O ile jednak „Blank Face” operowało szerszym kadrem i było wszechstronniejsze, zrealizowane z większym rozmachem, o tyle „The Sun’s Tirade” – choć równie uliczne na gruncie tekstowym – jest materiałem bardziej klaustrofobicznym, muzycznie ciemniejszym. W te flegmatyczne gitary wsiąkają nawet wyluzowane, gitarowe riffy (jeden z elementów charakterystycznych dla tej płyty) oraz śpiewane partie. Tu pojawia się, rzecz jasna, pytanie: wciągające to wszystko, wydane w czas, bo późne lato to idealna pora dla tego materiału, ale – co dalej?
Widzę trzy ścieżki. Wariant pierwszy: Rashad dokręca klimat i wchodzi na szlak, który w ubiegłym roku wskazał Earl Sweatshirt swoim depresyjnym „I Don’t Like Shit, I Don’t Go Outside”, czyli w rapowany post-punk. Najbliższej tej drogi Rashad jest w połowie płyty, od „Bday” do „Stuck In The Mood”. Zresztą ze swoim rozedrgranym, histerycznym nieraz stylem oraz lamentacyjnym śpiewem pasowałby do takiej stylistyki.
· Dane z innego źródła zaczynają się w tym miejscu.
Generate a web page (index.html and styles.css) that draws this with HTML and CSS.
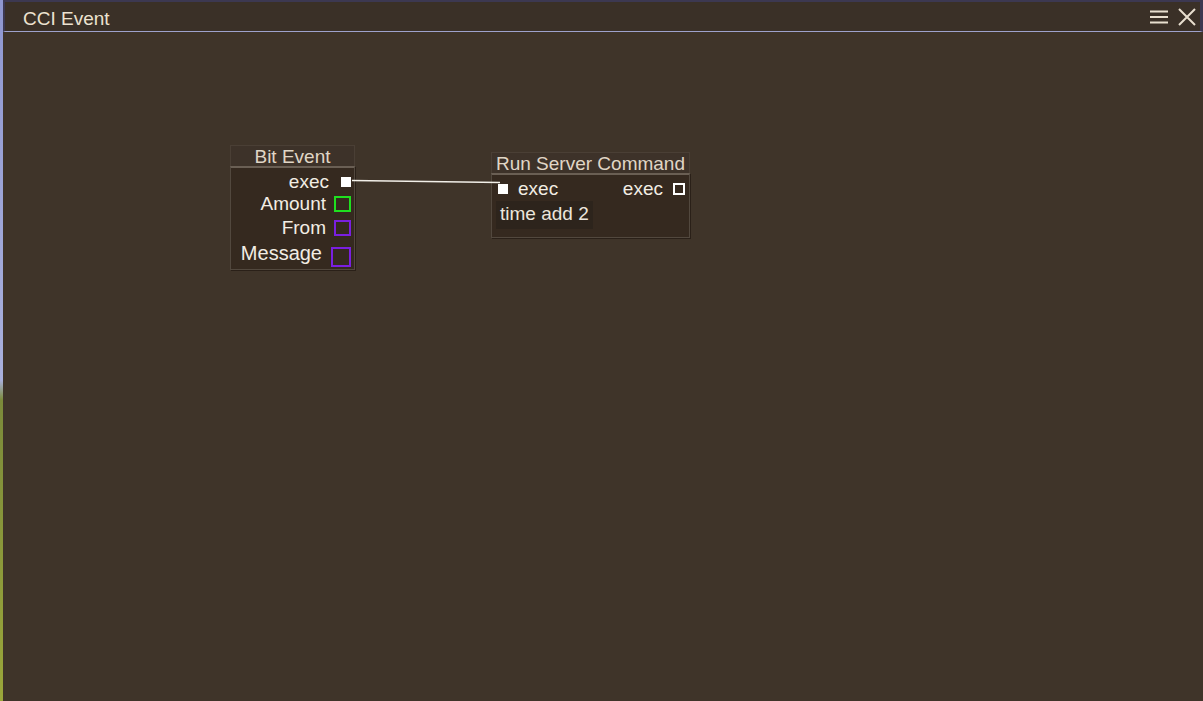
FILE: index.html
```html
<!DOCTYPE html>
<html lang="en">
<head>
    <meta charset="UTF-8">
    <title>CCI Event</title>
    <link rel="stylesheet" href="styles.css">
</head>
<body>
    <div class="window">
        <!-- Title bar -->
        <div class="titlebar">
            <span class="title">CCI Event</span>
            <div class="controls">
                <svg class="icon" width="18" height="14" viewBox="0 0 18 14">
                    <path d="M0 1.5H18M0 7H18M0 12.5H18" stroke="#e8dfcf" stroke-width="2"/>
                </svg>
                <svg class="icon" width="18" height="18" viewBox="0 0 18 18">
                    <path d="M1 1L17 17M17 1L1 17" stroke="#e8dfcf" stroke-width="2"/>
                </svg>
            </div>
        </div>

        <!-- Node canvas -->
        <div class="canvas">
            <div class="node bit-event">
                <div class="node-head">Bit Event</div>
                <div class="node-body">
                    <div class="row out"><span>exec</span><i class="pin exec-fill"></i></div>
                    <div class="row out"><span>Amount</span><i class="pin green"></i></div>
                    <div class="row out"><span>From</span><i class="pin purple"></i></div>
                    <div class="row out"><span>Message</span><i class="pin purple big"></i></div>
                </div>
            </div>

            <div class="node server-cmd">
                <div class="node-head">Run Server Command</div>
                <div class="node-body">
                    <div class="row split">
                        <div class="side"><i class="pin exec-fill"></i><span>exec</span></div>
                        <div class="side"><span>exec</span><i class="pin exec-open"></i></div>
                    </div>
                    <div class="field">time add 2</div>
                </div>
            </div>

            <!-- links drawn over the nodes -->
            <svg class="wires" width="1200" height="668">
                <line x1="349" y1="148.5" x2="497" y2="150.5" stroke="#f2efe8" stroke-width="1.5"/>
            </svg>
        </div>
    </div>
</body>
</html>
```

FILE: styles.css
```css
body {
    margin: 0;
    height: 701px;
    overflow: hidden;
    font-family: 'Liberation Sans', Arial, sans-serif;
    background: linear-gradient(#8f97d0 0, #a9b0dc 380px, #7b8a3a 400px, #9aa63a 701px);
}
.window {
    margin-left: 3px;
    height: 701px;
    background-color: #3f3429;
    display: flex;
    flex-direction: column;
}
.titlebar {
    height: 29px;
    border-top: 2px solid #3c3851;
    border-left: 2px solid #3c3851;
    border-right: 3px solid #3c3851;
    border-bottom: 1px solid #9ea2cc;
    background-color: #3a3027;
    display: flex;
    align-items: center;
    justify-content: space-between;
    padding: 0 4px 0 18px;
}
.title {
    font-size: 19px;
    color: #ece2d0;
    margin-top: 4px;
}
.controls {
    display: flex;
    align-items: center;
    gap: 10px;
}
.canvas {
    position: relative;
    flex: 1;
}
.wires {
    position: absolute;
    left: 0;
    top: 0;
    pointer-events: none;
}
.node {
    position: absolute;
    color: #f2ede4;
    font-size: 19px;
}
.node-head {
    height: 20px;
    line-height: 22px;
    text-align: center;
    color: #e0d6c6;
    background-color: #3d3229;
    border: 1px solid #4a3f35;
    border-bottom: none;
}
.node-body {
    background-color: #35291f;
    border: 1px solid #52483e;
    border-top: 2px solid #6a5f54;
    box-shadow: 1px 1px 0 #2a2018;
}
.bit-event {
    left: 227px;
    top: 113px;
    width: 125px;
}
.bit-event .node-body {
    height: 104px;
    padding-top: 4px;
    box-sizing: border-box;
}
.row {
    display: flex;
    align-items: center;
}
.row.out {
    justify-content: flex-end;
    gap: 8px;
    height: 24px;
    padding-right: 3px;
}
.bit-event .row.out:first-child {
    height: 20px;
    gap: 12px;
    padding-right: 3px;
}
.bit-event .row.out:last-child {
    height: 27px;
    gap: 9px;
    font-size: 20px;
}
.server-cmd {
    left: 488px;
    top: 120px;
    width: 199px;
}
.server-cmd .node-body {
    height: 65px;
    padding: 2px 4px 0 4px;
    box-sizing: border-box;
}
.split {
    justify-content: space-between;
    height: 24px;
}
.side {
    display: flex;
    align-items: center;
    gap: 10px;
}
.side:first-child {
    padding-left: 2px;
}
.field {
    display: inline-block;
    margin-top: 0;
    padding: 2px 4px 4px 4px;
    background-color: #2d241c;
    color: #ece6dc;
}
.pin {
    display: inline-block;
    box-sizing: border-box;
}
.exec-fill {
    width: 10px;
    height: 10px;
    background-color: #ffffff;
}
.exec-open {
    width: 12px;
    height: 12px;
    border: 2px solid #ffffff;
}
.green {
    width: 17px;
    height: 16px;
    border: 2px solid #1fe01f;
}
.purple {
    width: 17px;
    height: 16px;
    border: 2px solid #7a1fe0;
}
.purple.big {
    width: 20px;
    height: 20px;
    margin-top: 6px;
}
```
Wariant drugi: podkręca nieco tempo i próbuje nieco przełamać swój wizerunek, realizując się w nieco innych konwencjach. To może słabo zasygnalizowana ścieżka na „The Sun’s Tirade”, ale jednak jest. Mam tu na myśli „Don’t Matter” nawinięty na szybszym, trochę drum-n-bassowym, ale jednak charakterystycznie zabrudzonym podkładzie. To rzecz przypominająca do złudzenia „Teach Me” Joey Badassa, numer, którym ten nowojorski nastolatek kończył swoją konserwatywną, boom-bapową płytę i najwyraźniej chciał zasygnalizować ewentualne alternatywy dla swojej kariery. Kto wie, tu jest może podobnie.
Wariant trzeci: Rashad wchodzi z buta w mainstream. Jak Schoolboy Q poszerza arsenał, wzbogaca listę współpracowników, by zaistnieć na listach przebojów ze swoimi hardkorowymi historiami. Trzeba przyznać, że w tym mętnym, zawiesistym sosie, jakim niekiedy jest „The Sun’s Tirade” udaje mu się wykręcić kilka chwytliwych melodii. Gitara w singlowym „Free Lunch” to jedno, ale jeszcze bardziej obłędne jest gwizdanie w „Tity And Dolla”. Zresztą każdy, kto pamięta „Shot You Down” z „Cilvia Demo”, wie, że Rashad ma rękę do klasycznych-z-miejsca podkładów. Może więc ten talent pomnożyć w głównym nurcie?